* _Set task_: Search the material for the word "index" and copy each line that holds it.

··· Data segment ···

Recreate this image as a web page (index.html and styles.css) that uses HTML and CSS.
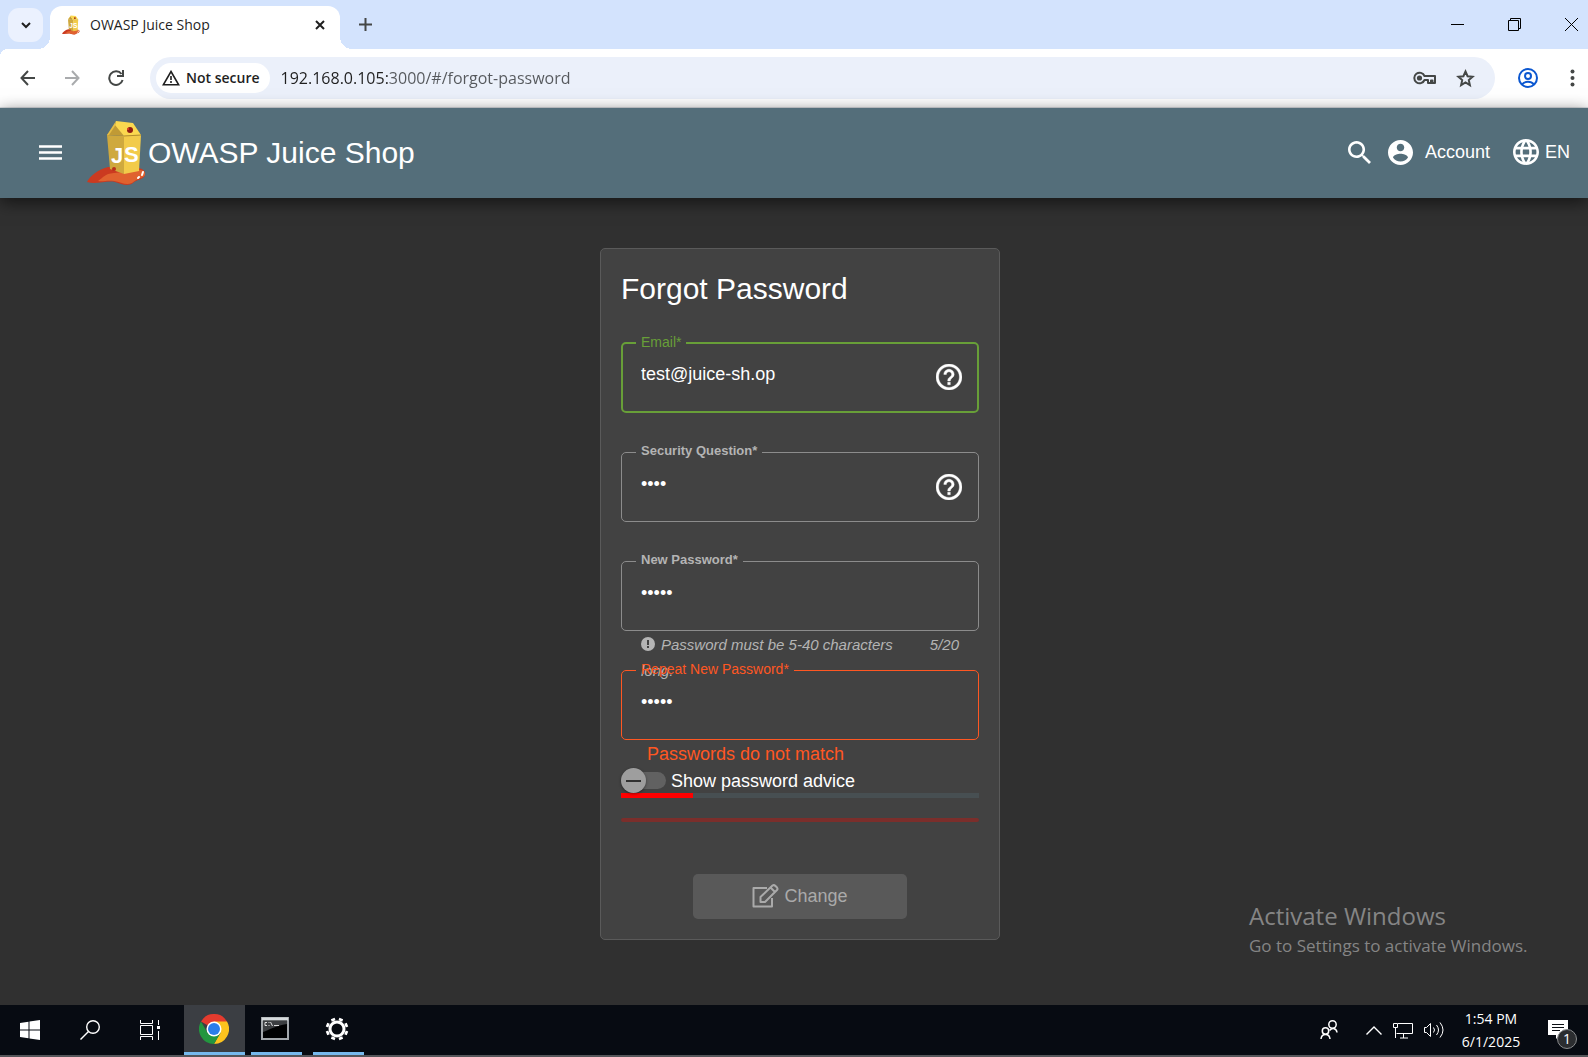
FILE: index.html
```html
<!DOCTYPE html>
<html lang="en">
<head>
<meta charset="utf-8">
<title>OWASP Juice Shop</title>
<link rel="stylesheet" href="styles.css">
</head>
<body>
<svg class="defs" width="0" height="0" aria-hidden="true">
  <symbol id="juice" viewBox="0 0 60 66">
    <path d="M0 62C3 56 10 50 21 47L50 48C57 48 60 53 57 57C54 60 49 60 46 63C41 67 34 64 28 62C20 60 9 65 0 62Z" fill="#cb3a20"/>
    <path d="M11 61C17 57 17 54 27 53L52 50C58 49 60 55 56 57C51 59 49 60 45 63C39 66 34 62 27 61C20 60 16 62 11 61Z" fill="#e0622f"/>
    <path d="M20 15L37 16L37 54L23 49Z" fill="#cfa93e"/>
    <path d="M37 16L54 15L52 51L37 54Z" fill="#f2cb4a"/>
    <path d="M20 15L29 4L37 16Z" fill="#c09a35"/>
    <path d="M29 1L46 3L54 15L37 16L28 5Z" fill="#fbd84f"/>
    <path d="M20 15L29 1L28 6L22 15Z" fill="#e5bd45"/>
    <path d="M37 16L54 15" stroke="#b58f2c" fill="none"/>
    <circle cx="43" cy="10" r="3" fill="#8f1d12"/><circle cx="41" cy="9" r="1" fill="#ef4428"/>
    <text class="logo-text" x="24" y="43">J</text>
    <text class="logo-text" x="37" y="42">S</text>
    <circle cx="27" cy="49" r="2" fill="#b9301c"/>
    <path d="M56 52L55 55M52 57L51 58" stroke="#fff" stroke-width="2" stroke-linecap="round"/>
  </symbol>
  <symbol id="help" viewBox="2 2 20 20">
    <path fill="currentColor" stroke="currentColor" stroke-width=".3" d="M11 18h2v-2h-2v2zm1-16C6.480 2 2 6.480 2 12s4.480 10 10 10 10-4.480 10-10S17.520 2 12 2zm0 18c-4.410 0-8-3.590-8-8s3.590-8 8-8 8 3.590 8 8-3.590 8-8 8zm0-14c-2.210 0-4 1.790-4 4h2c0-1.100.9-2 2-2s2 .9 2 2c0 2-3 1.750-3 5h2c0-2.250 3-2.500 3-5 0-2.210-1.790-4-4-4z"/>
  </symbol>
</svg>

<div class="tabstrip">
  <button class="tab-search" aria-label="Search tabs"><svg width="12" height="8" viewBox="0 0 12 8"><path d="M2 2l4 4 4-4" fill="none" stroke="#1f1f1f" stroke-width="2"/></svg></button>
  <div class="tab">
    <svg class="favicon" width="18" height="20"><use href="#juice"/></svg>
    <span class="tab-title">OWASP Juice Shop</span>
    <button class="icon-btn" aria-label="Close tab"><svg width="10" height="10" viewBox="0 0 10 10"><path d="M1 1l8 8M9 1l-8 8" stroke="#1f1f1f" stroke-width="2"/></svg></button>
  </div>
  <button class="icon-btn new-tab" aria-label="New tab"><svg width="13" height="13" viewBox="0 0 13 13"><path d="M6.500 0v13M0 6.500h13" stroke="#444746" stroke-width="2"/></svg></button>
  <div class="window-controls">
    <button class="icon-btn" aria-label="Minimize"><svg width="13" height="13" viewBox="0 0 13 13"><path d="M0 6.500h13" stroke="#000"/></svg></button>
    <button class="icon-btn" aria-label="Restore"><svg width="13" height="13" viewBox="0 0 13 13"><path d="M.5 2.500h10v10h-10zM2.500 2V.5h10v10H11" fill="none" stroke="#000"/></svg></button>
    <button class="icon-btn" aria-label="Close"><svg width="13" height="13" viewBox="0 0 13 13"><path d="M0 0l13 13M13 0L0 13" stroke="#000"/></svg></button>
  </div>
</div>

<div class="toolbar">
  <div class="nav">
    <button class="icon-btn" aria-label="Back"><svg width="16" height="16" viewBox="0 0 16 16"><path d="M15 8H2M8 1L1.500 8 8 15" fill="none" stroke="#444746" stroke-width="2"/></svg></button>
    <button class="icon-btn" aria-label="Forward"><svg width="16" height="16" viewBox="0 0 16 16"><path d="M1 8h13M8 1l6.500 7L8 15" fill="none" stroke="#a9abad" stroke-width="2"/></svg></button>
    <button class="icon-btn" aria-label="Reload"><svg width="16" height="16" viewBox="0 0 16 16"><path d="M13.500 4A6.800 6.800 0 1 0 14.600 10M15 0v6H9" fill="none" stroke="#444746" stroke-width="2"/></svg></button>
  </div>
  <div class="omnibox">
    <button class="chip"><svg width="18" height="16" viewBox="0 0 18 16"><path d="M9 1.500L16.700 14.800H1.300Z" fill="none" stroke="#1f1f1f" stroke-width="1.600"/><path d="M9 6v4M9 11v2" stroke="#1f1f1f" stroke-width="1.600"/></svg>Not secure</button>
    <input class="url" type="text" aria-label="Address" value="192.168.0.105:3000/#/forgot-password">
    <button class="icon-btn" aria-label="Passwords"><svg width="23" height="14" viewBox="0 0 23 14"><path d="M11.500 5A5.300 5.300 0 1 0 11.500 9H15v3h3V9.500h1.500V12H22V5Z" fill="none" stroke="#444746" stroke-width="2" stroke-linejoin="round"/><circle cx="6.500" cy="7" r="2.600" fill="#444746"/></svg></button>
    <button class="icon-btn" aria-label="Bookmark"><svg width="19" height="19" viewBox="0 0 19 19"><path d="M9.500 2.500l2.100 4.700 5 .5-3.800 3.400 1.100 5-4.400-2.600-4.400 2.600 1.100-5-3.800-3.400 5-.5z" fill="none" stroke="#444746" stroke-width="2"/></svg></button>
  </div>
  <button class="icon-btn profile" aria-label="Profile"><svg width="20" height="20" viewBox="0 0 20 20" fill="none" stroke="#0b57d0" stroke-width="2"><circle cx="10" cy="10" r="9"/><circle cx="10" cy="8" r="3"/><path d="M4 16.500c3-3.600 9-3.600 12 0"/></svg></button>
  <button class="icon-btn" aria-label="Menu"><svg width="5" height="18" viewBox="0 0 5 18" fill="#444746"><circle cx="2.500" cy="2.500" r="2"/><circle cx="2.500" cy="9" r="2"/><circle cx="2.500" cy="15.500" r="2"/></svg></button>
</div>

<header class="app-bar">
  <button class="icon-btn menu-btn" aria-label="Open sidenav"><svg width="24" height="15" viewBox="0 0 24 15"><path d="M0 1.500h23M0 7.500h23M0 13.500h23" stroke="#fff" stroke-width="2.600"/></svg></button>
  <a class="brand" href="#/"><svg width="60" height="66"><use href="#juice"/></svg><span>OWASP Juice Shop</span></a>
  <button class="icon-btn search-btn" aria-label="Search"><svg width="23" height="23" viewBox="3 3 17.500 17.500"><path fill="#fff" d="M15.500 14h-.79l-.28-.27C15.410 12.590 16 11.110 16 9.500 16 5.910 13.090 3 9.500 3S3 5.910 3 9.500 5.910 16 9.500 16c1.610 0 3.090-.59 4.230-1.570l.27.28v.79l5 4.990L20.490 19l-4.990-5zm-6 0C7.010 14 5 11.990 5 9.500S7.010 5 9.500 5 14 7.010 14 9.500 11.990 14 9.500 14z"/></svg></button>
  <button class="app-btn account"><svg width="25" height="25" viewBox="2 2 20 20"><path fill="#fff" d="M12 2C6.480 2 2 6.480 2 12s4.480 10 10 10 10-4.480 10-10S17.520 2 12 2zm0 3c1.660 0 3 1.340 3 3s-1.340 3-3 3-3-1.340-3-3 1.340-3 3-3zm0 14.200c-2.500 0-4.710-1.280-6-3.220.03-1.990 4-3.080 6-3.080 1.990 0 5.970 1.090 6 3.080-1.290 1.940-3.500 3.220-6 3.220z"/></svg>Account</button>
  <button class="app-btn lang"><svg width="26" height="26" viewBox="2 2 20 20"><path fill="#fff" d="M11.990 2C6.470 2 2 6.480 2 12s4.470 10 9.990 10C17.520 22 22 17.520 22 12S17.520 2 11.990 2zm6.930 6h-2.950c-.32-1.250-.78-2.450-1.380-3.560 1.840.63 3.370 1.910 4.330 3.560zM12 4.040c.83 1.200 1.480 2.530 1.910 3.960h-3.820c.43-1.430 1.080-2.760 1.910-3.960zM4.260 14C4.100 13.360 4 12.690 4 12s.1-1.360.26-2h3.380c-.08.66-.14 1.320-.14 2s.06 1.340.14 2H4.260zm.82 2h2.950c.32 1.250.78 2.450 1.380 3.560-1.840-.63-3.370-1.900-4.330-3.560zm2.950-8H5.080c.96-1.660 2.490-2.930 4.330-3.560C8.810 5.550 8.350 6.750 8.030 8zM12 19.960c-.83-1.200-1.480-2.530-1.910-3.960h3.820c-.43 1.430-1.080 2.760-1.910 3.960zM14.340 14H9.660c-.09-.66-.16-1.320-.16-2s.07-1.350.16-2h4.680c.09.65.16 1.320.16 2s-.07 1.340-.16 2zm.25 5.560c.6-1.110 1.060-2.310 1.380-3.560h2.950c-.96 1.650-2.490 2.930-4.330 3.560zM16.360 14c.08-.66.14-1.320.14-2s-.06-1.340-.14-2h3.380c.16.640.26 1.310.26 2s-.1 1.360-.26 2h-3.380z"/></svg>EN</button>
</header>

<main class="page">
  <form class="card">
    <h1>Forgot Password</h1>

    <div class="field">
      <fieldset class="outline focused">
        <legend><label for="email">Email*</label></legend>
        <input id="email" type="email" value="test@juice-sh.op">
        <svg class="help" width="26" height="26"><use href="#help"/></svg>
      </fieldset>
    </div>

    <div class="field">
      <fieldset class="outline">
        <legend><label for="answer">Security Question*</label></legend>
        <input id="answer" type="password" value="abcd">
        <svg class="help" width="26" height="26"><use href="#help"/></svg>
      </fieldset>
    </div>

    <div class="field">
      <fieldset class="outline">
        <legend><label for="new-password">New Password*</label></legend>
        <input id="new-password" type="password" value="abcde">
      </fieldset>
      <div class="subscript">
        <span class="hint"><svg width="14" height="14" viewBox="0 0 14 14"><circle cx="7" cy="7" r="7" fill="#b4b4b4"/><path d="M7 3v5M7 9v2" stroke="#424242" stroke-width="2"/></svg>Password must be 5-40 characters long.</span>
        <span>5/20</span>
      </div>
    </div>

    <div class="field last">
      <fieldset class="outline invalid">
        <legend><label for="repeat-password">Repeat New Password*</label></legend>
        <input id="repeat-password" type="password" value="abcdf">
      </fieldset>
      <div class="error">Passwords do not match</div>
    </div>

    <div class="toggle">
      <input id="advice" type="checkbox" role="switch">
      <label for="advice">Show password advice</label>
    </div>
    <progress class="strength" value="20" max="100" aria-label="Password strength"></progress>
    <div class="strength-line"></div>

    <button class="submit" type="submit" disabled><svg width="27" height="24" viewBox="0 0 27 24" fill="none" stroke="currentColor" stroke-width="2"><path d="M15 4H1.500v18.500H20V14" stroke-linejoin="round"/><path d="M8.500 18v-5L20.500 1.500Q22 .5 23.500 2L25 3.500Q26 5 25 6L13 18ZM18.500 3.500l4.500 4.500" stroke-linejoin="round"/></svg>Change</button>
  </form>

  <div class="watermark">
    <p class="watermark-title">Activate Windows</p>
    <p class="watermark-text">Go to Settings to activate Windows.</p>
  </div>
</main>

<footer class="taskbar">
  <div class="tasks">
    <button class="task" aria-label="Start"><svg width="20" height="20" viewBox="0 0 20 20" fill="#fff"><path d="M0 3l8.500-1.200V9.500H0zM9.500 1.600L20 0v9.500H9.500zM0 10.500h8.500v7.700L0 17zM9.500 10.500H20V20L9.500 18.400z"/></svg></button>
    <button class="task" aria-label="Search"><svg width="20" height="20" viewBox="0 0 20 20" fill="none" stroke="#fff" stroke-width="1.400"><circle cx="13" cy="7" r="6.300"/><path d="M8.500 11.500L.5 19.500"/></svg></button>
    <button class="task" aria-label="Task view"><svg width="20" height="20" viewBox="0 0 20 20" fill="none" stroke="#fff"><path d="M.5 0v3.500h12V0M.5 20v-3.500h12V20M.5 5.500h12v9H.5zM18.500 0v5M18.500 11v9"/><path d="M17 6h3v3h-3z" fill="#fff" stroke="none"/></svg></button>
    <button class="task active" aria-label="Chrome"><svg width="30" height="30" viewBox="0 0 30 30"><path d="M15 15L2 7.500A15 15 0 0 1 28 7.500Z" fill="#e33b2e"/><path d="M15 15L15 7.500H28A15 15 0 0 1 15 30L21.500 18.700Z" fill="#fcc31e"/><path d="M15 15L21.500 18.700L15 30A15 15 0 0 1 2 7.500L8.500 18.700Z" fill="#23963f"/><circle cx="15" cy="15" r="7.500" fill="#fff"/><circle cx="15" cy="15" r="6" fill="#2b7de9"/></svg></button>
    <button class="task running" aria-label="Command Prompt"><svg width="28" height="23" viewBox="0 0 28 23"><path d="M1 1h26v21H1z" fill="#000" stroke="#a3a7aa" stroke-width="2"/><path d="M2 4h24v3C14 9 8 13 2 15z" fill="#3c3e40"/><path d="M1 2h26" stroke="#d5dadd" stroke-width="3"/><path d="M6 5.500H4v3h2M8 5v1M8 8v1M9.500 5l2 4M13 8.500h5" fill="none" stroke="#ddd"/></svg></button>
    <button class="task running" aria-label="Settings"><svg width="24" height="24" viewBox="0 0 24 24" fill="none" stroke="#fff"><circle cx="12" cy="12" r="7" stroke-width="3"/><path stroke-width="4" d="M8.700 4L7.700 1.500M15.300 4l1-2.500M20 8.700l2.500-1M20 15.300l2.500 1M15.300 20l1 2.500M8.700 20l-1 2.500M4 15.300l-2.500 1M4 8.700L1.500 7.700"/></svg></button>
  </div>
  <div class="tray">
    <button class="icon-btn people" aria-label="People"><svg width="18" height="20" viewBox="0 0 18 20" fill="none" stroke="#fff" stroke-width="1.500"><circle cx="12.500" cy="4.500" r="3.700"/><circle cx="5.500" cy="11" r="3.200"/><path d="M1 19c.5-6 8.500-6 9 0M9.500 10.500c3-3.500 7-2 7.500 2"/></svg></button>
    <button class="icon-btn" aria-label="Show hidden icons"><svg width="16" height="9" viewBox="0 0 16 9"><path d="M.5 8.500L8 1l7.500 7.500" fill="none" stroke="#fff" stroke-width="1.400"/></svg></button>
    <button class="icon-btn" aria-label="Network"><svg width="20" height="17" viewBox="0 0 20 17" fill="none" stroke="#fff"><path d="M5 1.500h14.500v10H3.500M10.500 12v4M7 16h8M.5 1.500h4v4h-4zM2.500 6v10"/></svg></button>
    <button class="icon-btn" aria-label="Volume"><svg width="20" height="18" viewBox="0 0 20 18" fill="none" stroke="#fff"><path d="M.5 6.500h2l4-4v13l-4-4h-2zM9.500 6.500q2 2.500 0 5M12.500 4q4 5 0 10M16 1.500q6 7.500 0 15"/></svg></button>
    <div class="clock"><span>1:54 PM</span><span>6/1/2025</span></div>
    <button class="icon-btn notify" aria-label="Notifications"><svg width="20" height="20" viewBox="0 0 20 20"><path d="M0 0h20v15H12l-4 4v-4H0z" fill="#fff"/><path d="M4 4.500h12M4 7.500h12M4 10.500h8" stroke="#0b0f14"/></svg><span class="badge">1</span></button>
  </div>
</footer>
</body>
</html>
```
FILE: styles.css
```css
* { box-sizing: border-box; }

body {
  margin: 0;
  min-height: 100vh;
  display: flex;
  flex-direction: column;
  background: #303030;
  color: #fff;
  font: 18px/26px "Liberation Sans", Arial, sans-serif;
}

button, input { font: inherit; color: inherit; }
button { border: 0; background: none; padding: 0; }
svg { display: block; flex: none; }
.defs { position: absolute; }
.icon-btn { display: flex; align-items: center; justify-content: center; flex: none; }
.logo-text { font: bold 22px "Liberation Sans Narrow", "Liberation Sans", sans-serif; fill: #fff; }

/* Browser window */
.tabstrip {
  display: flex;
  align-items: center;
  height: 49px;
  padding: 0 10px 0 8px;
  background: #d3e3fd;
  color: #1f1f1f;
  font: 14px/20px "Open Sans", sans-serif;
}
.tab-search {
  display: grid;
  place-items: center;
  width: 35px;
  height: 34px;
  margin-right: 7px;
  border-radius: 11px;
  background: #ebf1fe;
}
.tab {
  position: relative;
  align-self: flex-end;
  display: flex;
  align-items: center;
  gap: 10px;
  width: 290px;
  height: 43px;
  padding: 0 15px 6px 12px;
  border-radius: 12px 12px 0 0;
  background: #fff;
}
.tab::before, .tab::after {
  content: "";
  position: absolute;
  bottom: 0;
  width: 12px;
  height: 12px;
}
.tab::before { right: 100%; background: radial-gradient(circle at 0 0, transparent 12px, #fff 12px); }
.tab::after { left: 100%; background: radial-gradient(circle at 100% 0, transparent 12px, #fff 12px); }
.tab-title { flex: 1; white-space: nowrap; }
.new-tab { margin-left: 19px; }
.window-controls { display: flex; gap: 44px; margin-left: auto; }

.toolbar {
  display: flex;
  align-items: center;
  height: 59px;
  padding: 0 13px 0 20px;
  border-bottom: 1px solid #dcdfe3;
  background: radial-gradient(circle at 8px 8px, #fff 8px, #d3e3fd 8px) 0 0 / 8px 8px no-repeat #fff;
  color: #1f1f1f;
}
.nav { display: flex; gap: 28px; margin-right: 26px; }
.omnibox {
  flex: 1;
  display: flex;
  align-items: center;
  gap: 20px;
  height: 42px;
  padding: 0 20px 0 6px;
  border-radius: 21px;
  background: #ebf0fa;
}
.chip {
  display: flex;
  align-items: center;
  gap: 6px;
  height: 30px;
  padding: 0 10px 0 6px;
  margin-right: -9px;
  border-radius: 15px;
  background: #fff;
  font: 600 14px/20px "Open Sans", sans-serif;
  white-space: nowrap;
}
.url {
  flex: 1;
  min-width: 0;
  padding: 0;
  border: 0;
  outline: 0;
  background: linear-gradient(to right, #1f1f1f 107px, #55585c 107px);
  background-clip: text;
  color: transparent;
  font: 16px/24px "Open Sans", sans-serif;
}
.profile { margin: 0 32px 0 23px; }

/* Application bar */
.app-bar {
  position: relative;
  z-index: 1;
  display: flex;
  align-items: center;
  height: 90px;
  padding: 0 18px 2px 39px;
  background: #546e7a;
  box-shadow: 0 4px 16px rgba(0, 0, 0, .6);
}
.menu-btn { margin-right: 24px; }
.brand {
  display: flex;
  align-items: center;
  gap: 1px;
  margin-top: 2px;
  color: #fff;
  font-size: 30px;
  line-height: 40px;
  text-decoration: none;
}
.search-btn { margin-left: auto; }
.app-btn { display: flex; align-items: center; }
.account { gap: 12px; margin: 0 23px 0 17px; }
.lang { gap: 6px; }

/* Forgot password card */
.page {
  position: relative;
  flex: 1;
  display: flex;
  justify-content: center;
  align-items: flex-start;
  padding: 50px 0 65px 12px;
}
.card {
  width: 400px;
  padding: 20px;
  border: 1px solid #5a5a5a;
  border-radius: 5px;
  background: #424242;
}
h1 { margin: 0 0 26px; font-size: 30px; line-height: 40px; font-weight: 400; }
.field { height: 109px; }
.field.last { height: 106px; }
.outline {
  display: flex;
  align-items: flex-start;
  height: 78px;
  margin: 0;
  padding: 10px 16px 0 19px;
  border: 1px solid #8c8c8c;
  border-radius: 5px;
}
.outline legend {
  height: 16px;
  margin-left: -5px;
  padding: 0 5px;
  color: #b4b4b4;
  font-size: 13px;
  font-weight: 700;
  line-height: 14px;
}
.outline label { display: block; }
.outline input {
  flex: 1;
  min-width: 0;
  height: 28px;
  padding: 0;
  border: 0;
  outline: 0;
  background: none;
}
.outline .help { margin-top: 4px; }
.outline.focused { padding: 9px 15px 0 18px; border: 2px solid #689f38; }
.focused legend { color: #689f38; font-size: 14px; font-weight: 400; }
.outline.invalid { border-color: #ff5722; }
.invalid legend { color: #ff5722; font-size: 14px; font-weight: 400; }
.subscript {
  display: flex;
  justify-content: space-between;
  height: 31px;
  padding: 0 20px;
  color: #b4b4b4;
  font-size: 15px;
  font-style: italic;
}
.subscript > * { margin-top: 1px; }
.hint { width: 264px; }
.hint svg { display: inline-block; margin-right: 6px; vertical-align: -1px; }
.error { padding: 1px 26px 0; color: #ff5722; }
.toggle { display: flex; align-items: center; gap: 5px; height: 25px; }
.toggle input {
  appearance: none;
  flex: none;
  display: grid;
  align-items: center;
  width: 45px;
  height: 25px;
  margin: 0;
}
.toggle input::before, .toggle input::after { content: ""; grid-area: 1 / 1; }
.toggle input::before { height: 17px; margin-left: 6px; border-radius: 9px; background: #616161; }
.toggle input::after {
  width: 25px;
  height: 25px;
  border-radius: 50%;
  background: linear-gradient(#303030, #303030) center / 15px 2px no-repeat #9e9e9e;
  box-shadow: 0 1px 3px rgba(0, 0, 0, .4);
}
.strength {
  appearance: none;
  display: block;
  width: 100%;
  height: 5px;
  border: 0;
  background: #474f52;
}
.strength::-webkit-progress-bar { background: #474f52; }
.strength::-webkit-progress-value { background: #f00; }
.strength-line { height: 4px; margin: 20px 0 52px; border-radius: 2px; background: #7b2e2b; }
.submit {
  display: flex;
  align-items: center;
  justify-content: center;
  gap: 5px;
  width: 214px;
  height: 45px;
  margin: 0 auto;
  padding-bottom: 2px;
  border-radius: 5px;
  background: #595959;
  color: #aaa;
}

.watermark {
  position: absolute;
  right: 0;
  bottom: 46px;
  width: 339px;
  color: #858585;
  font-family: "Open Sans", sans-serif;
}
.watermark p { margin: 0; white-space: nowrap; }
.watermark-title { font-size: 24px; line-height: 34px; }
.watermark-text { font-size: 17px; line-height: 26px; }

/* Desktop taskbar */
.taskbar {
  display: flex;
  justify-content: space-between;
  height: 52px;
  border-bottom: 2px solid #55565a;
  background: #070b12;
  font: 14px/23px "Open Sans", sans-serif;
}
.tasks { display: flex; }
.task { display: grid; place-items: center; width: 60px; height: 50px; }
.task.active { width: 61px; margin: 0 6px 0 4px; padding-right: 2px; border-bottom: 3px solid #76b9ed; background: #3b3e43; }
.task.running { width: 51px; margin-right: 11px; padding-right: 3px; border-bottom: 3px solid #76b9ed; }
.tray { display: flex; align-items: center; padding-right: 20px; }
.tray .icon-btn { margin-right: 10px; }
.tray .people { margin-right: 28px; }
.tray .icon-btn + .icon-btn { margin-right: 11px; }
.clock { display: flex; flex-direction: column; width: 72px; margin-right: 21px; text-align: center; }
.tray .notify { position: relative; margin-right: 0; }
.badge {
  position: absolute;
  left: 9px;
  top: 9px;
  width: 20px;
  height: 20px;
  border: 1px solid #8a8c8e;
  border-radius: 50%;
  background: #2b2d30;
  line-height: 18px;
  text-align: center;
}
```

···

* _Written solution_:
Recreate this image as a web page (index.html and styles.css) that uses HTML and CSS.
FILE: index.html
  z-index: 1;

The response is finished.